Synchronization has always fascinated me, or to be precise: why a .ts can be viewed in sync by media players, while the demuxed audio+video reassembled is out of sync.
S
The concept of Audio Video synchronization is much deeper. The first reading i would recommed is the following paper.
http://downloads.bbc.co.uk/rd/pubs/reports/1996-02.pdf
I won't repeat everything here - but essentially, every encoder records timestamps and stamps it on the respective Audio and Video. Later on, when decoder plays it, it does two things - one, ensures that decoder's own clock is "enslaved" with encoder's clock, and two it ensures that every picture is presented on the screen and audio frame presented to speaker exactly when that respective time occurs. This is only and best way that audio remains in synchronization with video. These timestamps are called PTS/DTS values which are of resolution of 90 kHz clock.

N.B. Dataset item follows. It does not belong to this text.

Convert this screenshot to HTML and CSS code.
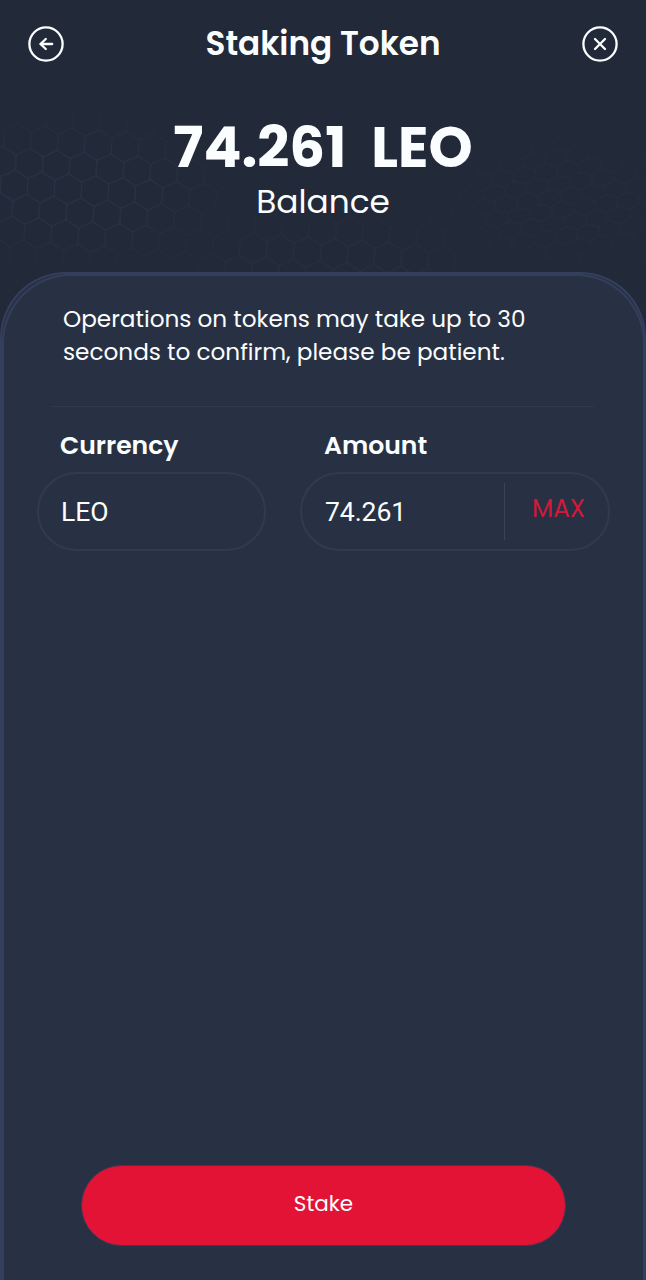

Understand that over time clocks skew but since only the exact time is referenced, decoder playout exactly in same time order.
Now the major concern remains is that decoder's clock needs to remain in control/synchronization of encoder's clock. The first thing done in MPEG is using a higher precision at 27 MHz, (300 times higher). Further, this needs to remain consistent during any transmission path in the middle. (this is called clock recovery process).
Below are another couple of good paper that explains how clock recovery/synchronization process works.
https://www.soe.ucsc.edu/sites/default/files/technical-reports/UCSC-CRL-98-04.pdf
http://citeseerx.ist.psu.edu/viewdoc/download?doi=10.1.1.86.1016&rep=rep1&type=pdf
This final paper puts every thing together much nicely.
http://citeseerx.ist.psu.edu/viewdoc/download?doi=10.1.1.50.975&rep=rep1&type=pdf
Remember - the PCR and PTS/DTS based audio video synchronization is what make Digital TV broadcast is very stringent and is far different from any other streaming methods used in Internet streaming. This is crucial to make it 24x7 streaming to function.